Trois questions à Lee Jung-jae, la star de « Squid Game » 

De passage à Cannes pour présenter Hunt, son film d'espionnage, Lee Jung-jae, l'acteur phare de la série phénomène Squid Game nous a accordé quinze minutes, montre en main. Top chrono. 
Lee Jungjae à Cannes © Camille McOuat
Lee Jung-jae, à Cannes © Camille McOuat

Votre film d'espionnage se situe après l'assassinat du président Park, en 1979, sur fond de Guerre froide et de conflit entre les deux Corées. Vous aviez 7 ans à l'époque. Quel souvenir avez-vous de cet évènement et du tumulte politique des années 1980 en Corée du Sud ?

Malheureusement, j’étais trop jeune je n’ai pas du tout de souvenirs. Je viens d'une famille ordinaire, on manquait de certaines choses. Je dirais qu’on faisait partie de la classe moyenne, entre la classe populaire et la classe moyenne. Ma mère avait un restaurant. Dans la famille, on ne parlait pas politique. C’était surtout mes amis plus âgés que moi, à la fac qui passaient leur temps à manifester au milieu des grenades lacrymogènes. C’est en devenant adulte que j'ai commence à explorer le passé. Pour ce film, j’ai beaucoup travailler pour restituer ces années là, beaucoup lu, vu de documentaires, je me suis beaucoup renseigné et j'ai interviewé des personnes qui avaient travaillé dans les renseignements en Corée à l’époque.

Pourquoi avoir fait ce film aujourd’hui ? En quoi est-il pertinent, selon vous, avec la réalité de notre époque ?

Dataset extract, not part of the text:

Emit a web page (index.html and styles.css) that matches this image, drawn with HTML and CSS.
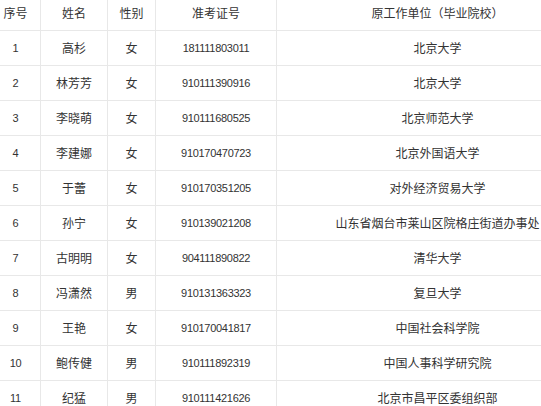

Effectivement, l'idée n'était pas de raconter les années 1980 ou de parler de politique en Corée. Nous sommes en 2022 et nous sommes toujours face à ce phénomène : il y a un groupe, une communauté, ou bien le gouvernement qui colporte des fausses informations - aujourd'hui, cela prend la forme des fake news - qui les propage et incite les gens à y croire pour mieux les exploiter et pour qu'ils affrontent. C’est ce qui entraine aujourd’hui les conflits et les guerres. Nous sommes assaillis les informations de partout, alors il faut savoir rester clairvoyants et séparer le bon grain de l’ivraie. Je pense que c’est pareil partout, ça a à voir avec notre époque. C'est ce que je vouais raconter à travers les deux personnages du film : l’un a une absolue loyauté envers le gouvernement nord-coréen, l’autre a une loyauté envers le régime militaire sud-coréen - ce sont deux personnes qui ont vécu dans la désinformation de ces deux gouvernements, ils réalisent qu’ils ont été exploités et essaient de rattraper le cours des choses.

Les scènes d’action sont très réussies, elles sont aussi très violentes et graphiques. Vous avez joué dans Squid Game. Pour ce film, vous avez travaillé avec le coordinateur des cascades de Dernier Train pour Busan. Il y a trois ans, Parasite recevait la Palme d’or. Comment vous expliquez que la Corée du Sud produise autant de récits violents - ou en tout cas que ceux-là s’exportent et connaissent un succès à l’étranger. Est-ce que c’est une appétence du marché occidental pour ces récits ou est-ce la société sud-coréenne qui crée ce type de récits en particulier ?

Vous savez, ça me rappelle les films de Hong Kong, il y avait énormément de films de gangsters à l’époque alors que Hong Kong bannit complètement le port d’armes à feu, alors c’est très peu plausible. Il y avait énormément de films de gangsters à l’époque. Ce n’est pas parce qu’il y a eu beaucoup de gangsters qu’il y a eu autant de films de gangsters. Dans cette même veine, en Corée, le public n’est pas du tout fan de violence. Je dirais que la violence dans les films dépend des sujets. Parfois, elle est nécessaire à cause du sujet. Mais je pense que la violence qu’on voit dans les films n’a rien à voir avec la violence qu’on voit la société. Je sais qu’il y a parfois des gens dérangés qui imitent les crimes perpétrés à l’écran dans la vie réelle. C’est quelque chose qu’on voit à l’étranger, mais en Corée, ça ne s’est jamais produit. Donc si on use de la violence, c’est pour que le message ou que le récit devienne plus intense. Mais je pense que ce n’est pas du tout parce que le public aime la violence qu’il y a de la violence dans les films.